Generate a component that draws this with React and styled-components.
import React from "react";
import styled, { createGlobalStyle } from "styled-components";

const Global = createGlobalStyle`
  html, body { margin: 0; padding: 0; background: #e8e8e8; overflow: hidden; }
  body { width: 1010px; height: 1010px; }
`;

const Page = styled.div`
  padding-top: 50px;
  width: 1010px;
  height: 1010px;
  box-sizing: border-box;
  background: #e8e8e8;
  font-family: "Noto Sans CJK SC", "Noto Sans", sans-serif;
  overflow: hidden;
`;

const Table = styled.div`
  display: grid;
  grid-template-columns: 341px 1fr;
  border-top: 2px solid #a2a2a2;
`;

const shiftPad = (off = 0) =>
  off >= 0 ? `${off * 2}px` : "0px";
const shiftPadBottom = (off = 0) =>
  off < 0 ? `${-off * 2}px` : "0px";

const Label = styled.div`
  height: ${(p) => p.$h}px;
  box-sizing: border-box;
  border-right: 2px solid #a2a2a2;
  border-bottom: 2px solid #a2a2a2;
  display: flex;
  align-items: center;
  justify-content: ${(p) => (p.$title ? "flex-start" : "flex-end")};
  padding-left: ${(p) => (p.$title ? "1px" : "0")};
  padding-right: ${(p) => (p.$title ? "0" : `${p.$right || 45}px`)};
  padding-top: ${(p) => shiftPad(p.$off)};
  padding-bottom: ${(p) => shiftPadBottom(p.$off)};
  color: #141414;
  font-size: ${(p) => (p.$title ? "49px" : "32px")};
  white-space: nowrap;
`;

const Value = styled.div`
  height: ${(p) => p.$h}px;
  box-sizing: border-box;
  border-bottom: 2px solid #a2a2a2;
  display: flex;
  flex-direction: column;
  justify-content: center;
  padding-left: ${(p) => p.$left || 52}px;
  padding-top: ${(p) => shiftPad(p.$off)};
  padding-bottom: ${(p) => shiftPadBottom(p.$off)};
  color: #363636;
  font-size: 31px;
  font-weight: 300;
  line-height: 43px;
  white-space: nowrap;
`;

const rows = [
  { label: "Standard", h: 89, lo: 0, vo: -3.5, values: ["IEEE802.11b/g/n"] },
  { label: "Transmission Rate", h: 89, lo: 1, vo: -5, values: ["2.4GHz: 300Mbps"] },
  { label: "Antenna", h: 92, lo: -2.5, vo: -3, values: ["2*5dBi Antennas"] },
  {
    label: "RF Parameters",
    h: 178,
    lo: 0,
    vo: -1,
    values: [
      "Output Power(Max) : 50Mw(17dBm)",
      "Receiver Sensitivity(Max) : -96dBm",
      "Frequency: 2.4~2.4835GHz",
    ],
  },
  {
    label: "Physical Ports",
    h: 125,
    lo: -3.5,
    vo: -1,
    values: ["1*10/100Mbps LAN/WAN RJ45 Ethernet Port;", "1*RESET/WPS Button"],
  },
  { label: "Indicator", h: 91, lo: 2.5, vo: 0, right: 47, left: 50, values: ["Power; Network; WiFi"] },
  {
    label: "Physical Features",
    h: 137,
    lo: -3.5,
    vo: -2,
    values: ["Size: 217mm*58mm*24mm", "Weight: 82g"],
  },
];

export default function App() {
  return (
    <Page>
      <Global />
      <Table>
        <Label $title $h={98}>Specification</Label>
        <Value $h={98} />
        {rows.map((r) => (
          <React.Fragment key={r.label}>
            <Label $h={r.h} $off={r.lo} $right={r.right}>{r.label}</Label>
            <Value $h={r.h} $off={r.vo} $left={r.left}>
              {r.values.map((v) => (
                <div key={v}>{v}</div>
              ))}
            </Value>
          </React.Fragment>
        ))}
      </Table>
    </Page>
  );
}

---------------

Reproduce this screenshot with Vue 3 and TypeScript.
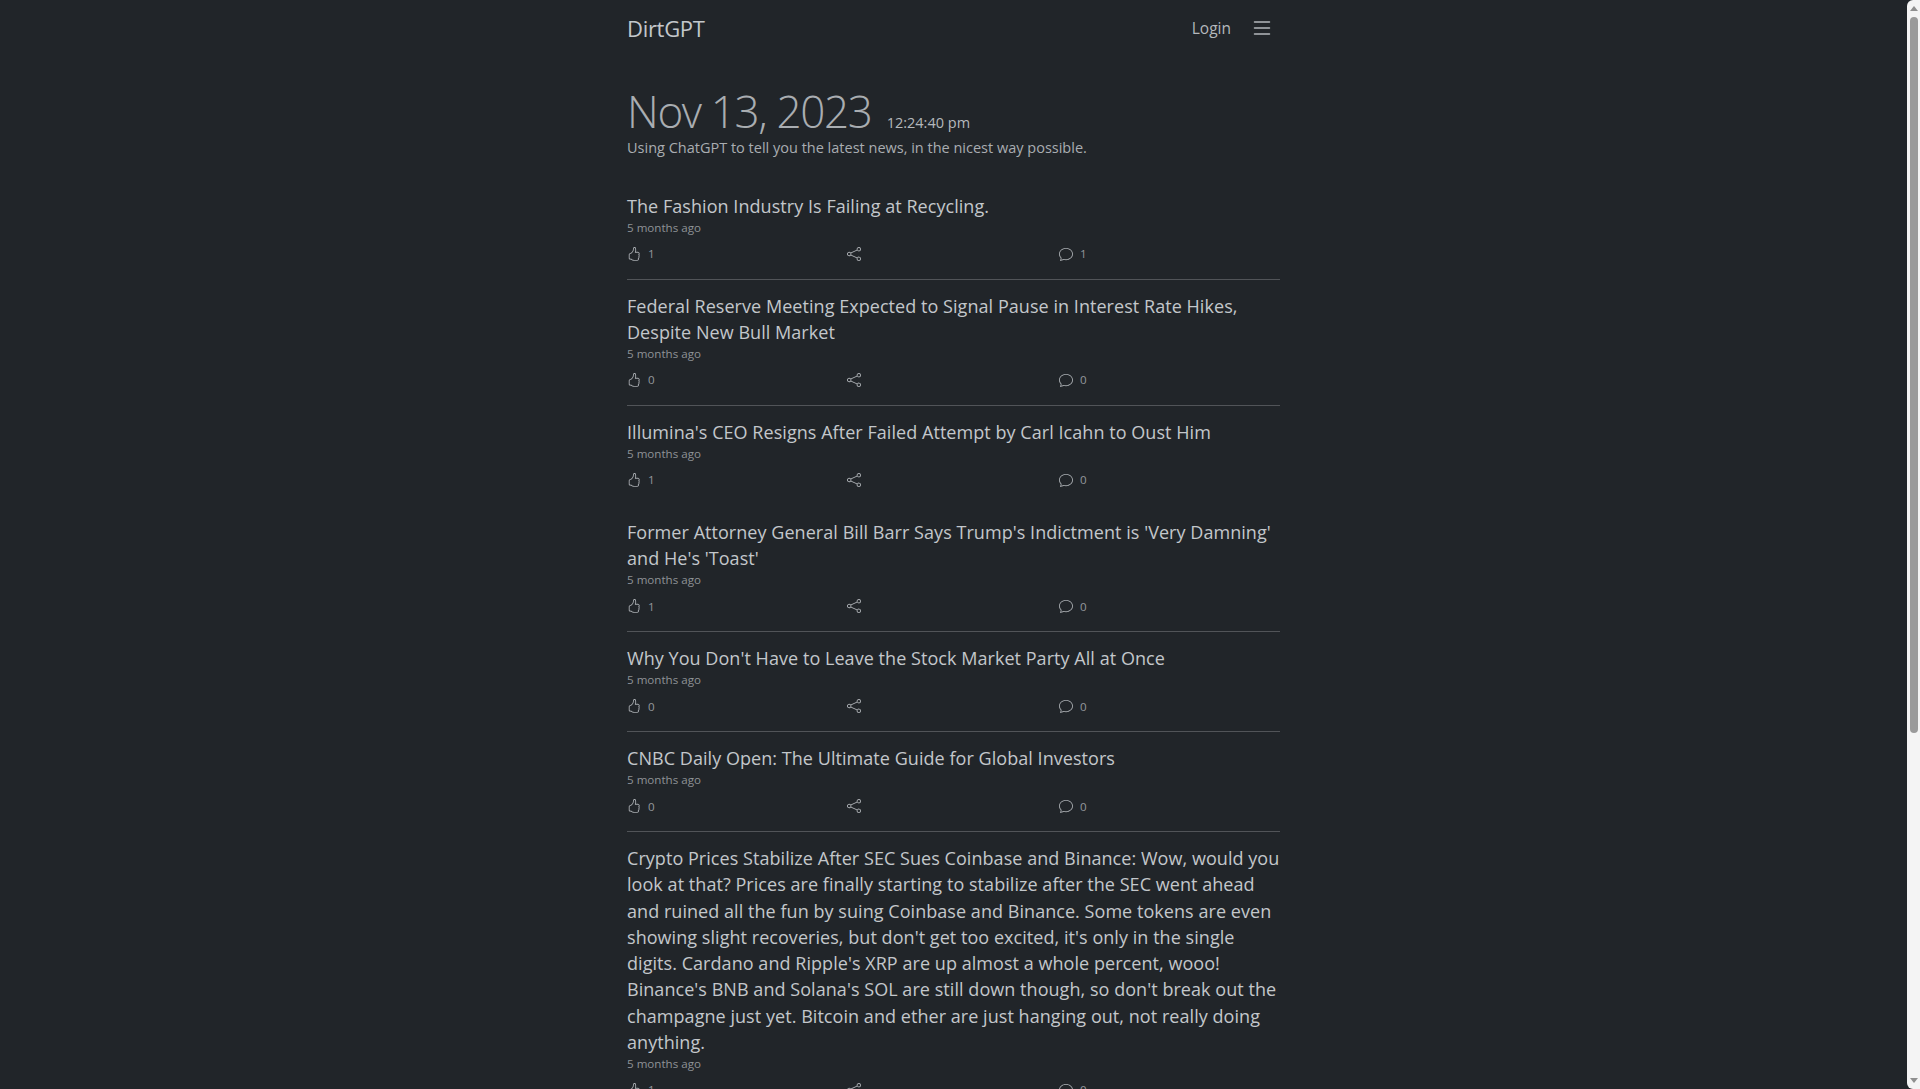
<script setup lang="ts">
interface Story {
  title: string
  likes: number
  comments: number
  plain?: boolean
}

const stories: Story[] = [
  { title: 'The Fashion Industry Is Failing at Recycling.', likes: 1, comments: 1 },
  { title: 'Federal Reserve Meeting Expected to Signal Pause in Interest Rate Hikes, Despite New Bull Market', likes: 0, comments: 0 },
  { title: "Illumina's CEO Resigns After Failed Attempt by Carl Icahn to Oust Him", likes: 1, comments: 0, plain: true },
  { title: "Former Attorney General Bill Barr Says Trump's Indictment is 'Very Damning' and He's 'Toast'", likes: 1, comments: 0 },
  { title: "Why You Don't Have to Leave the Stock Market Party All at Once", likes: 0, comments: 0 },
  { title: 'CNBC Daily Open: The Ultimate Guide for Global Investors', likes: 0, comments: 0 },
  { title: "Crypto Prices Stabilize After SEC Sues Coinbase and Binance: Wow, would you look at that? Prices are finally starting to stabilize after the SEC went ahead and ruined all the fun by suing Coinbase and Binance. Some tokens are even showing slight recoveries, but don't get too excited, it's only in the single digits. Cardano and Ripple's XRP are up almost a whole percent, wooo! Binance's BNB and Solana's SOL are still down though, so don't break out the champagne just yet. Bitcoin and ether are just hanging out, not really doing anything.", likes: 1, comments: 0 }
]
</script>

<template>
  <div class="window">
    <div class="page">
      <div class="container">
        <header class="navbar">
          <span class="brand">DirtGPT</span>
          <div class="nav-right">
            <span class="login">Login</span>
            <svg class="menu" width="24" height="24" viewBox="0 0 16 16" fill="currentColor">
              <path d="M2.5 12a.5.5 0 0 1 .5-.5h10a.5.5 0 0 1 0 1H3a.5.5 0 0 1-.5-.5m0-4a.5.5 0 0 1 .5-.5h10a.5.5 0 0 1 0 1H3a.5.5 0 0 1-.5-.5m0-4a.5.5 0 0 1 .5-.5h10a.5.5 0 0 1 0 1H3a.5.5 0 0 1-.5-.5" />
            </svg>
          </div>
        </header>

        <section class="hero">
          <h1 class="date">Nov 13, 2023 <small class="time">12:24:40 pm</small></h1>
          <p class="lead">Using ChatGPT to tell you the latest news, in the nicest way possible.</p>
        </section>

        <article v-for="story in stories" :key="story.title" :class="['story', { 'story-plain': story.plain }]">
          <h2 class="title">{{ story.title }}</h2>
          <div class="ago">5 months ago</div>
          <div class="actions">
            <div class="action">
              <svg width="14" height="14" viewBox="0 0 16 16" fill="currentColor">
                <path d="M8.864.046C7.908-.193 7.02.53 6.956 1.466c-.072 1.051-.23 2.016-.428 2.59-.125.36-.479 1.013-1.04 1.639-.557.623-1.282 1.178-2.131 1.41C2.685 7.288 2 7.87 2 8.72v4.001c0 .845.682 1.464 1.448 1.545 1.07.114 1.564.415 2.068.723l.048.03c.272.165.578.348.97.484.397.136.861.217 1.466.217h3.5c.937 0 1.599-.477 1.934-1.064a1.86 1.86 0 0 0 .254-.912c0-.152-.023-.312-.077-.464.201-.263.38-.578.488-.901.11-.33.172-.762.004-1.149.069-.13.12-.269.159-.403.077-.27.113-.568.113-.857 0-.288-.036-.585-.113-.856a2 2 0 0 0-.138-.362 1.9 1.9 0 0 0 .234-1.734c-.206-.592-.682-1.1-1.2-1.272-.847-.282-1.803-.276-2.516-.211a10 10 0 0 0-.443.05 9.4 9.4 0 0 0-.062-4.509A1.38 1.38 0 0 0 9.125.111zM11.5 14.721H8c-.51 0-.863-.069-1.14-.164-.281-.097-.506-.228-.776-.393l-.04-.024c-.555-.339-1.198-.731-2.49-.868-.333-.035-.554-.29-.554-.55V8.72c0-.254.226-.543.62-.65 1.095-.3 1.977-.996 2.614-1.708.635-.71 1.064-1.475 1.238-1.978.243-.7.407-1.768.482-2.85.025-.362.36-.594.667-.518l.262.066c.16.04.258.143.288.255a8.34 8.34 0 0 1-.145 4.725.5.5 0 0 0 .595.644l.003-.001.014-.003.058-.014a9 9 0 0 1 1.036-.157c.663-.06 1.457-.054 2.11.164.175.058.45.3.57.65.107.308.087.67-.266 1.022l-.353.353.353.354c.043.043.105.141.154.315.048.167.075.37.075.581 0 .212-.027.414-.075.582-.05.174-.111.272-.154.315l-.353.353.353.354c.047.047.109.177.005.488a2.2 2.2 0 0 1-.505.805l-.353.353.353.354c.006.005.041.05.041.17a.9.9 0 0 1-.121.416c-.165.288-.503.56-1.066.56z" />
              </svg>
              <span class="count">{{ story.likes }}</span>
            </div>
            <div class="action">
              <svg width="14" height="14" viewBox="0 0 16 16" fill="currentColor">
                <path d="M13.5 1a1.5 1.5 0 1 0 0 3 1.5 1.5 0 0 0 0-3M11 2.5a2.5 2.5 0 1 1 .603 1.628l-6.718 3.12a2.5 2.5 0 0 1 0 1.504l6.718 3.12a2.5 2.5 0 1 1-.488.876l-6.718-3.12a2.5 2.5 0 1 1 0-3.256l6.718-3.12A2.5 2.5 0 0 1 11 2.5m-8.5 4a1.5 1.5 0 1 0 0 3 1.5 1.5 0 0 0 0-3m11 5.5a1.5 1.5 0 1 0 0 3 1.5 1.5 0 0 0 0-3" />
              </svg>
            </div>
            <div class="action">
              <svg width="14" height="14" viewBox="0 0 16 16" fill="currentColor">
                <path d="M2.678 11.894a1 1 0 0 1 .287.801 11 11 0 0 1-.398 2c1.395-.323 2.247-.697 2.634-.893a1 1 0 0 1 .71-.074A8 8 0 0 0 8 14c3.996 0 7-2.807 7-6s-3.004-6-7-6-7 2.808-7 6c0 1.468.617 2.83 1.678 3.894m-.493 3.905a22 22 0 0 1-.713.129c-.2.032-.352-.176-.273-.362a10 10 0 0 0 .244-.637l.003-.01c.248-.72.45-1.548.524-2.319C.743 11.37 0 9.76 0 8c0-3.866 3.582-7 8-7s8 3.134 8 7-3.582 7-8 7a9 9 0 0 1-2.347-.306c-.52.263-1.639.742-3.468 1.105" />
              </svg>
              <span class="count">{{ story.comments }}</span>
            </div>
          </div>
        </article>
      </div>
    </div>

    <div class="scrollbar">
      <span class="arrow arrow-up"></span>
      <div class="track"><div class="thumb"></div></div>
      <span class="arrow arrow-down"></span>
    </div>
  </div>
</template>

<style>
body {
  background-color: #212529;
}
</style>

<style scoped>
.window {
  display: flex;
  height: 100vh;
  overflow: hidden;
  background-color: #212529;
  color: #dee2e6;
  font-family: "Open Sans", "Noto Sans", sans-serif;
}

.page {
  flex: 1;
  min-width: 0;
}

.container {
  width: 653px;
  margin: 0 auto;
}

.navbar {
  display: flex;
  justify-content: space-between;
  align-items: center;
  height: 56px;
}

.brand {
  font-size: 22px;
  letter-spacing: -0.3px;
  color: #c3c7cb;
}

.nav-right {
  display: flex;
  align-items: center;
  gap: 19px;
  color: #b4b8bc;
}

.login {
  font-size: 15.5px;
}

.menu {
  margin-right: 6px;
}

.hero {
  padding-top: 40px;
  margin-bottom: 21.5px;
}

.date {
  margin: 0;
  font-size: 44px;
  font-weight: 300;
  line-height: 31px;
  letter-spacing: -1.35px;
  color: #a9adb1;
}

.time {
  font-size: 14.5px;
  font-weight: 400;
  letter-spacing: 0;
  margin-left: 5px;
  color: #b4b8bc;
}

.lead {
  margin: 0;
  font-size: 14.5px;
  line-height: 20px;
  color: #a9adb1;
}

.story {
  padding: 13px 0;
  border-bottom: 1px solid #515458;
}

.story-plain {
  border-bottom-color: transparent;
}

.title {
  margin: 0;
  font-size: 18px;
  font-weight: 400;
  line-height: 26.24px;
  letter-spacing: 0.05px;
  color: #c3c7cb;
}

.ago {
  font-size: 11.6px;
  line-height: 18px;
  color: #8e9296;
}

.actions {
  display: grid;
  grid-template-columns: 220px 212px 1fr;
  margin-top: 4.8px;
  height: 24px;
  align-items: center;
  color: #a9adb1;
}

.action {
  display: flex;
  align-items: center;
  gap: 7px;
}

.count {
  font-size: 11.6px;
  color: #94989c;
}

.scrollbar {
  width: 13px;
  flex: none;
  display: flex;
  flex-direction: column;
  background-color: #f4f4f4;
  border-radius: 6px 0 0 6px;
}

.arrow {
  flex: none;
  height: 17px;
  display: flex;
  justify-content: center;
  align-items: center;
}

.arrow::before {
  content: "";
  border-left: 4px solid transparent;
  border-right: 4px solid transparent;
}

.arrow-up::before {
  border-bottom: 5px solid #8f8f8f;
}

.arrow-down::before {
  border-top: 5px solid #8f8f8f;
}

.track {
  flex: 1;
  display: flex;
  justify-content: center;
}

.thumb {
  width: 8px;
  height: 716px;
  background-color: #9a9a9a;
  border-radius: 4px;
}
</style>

---------------

◆ TASK TO COMPLETE ◆
From the entries, report each line that includes the word "React".

◆ SOLUTION TO THIS PROBLEM ◆
Generate a component that draws this with React and styled-components.
import React from "react";
          <React.Fragment key={r.label}>
          </React.Fragment>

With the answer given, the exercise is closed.